*WHAT THIS TASK INVOLVES*:
Lines containing the string "components" are to be collected in full.

*INFORMATION SUPPLIED*:
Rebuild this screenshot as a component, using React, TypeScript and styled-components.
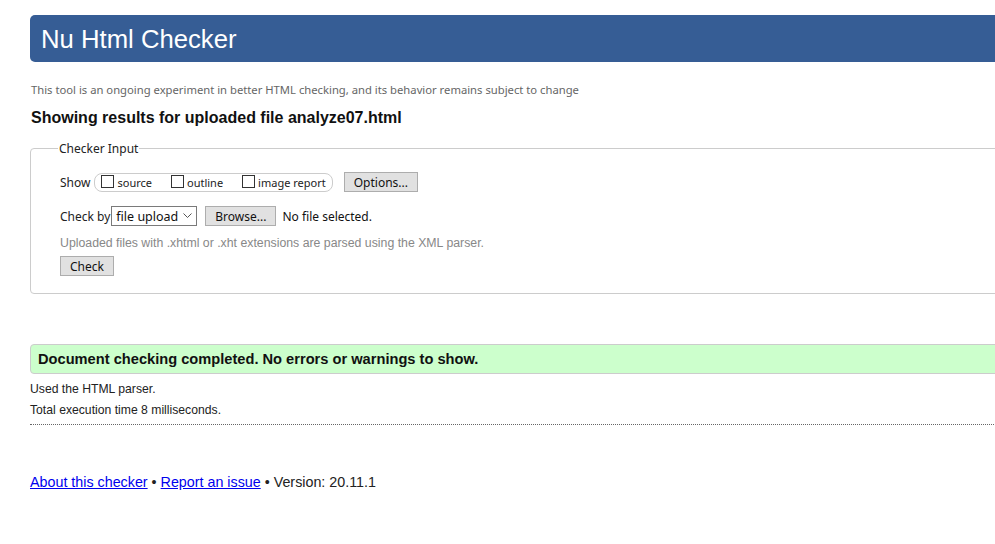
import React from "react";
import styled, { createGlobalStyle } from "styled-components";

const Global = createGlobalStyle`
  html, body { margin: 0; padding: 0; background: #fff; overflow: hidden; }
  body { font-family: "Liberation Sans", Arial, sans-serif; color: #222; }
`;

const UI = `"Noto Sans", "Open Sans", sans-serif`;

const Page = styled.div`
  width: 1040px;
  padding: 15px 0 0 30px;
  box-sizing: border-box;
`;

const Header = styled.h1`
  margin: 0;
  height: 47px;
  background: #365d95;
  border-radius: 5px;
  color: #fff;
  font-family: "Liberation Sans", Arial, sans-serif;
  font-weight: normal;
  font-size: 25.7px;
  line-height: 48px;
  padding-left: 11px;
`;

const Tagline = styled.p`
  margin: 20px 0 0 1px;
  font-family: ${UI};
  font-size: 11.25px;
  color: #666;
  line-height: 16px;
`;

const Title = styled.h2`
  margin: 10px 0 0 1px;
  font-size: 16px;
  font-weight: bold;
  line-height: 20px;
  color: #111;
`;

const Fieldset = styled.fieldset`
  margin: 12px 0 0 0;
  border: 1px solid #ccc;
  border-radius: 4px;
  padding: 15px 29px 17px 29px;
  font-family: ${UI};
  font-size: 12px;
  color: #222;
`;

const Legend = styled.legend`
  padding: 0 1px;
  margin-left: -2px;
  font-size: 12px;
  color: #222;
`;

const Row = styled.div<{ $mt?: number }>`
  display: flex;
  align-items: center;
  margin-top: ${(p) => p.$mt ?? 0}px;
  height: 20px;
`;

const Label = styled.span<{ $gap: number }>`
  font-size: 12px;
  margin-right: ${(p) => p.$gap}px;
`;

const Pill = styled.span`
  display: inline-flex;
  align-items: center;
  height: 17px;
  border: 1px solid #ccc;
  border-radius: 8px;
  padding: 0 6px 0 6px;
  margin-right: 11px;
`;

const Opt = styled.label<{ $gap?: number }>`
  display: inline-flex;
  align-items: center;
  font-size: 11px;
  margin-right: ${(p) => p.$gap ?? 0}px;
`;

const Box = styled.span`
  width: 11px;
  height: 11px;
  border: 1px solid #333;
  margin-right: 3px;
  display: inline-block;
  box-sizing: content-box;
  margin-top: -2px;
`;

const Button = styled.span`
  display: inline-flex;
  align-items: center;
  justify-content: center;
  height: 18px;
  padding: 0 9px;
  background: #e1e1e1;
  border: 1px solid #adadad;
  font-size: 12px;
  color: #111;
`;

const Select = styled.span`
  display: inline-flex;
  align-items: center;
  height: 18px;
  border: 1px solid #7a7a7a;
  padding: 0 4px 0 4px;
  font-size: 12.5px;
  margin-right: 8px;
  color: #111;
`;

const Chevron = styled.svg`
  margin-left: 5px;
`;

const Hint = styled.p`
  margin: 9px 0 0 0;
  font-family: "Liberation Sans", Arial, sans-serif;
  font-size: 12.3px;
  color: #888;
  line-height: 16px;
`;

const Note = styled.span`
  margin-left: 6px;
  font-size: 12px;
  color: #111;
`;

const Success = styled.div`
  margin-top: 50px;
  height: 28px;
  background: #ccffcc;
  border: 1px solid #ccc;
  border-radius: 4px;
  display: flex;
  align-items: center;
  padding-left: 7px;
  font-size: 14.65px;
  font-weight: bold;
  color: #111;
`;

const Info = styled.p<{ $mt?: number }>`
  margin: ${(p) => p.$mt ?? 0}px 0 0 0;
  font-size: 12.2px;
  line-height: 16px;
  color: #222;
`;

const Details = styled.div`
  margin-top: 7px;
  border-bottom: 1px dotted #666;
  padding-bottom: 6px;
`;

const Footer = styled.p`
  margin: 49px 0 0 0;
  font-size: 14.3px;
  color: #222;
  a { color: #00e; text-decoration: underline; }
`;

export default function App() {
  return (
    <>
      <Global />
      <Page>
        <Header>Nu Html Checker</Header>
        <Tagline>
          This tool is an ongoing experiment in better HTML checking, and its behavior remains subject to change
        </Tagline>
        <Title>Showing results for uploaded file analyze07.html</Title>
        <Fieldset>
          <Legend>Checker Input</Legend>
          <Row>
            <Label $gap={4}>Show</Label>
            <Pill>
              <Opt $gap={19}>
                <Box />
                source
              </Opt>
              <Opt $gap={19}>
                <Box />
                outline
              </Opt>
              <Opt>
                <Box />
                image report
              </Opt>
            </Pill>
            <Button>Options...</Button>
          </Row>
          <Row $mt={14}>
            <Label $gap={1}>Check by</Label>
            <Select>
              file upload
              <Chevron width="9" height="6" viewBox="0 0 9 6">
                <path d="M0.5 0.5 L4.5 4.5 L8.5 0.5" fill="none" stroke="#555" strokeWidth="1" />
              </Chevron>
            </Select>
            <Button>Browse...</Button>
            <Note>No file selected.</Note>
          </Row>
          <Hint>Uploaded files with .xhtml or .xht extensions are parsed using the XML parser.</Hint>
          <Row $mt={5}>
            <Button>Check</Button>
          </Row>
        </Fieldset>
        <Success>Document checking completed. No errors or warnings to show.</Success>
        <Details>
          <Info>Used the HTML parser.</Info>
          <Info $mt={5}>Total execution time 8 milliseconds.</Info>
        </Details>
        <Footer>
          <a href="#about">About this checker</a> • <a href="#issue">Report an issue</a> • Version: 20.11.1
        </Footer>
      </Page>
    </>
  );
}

*RESPONSE*:
Rebuild this screenshot as a component, using React, TypeScript and styled-components.
import styled, { createGlobalStyle } from "styled-components";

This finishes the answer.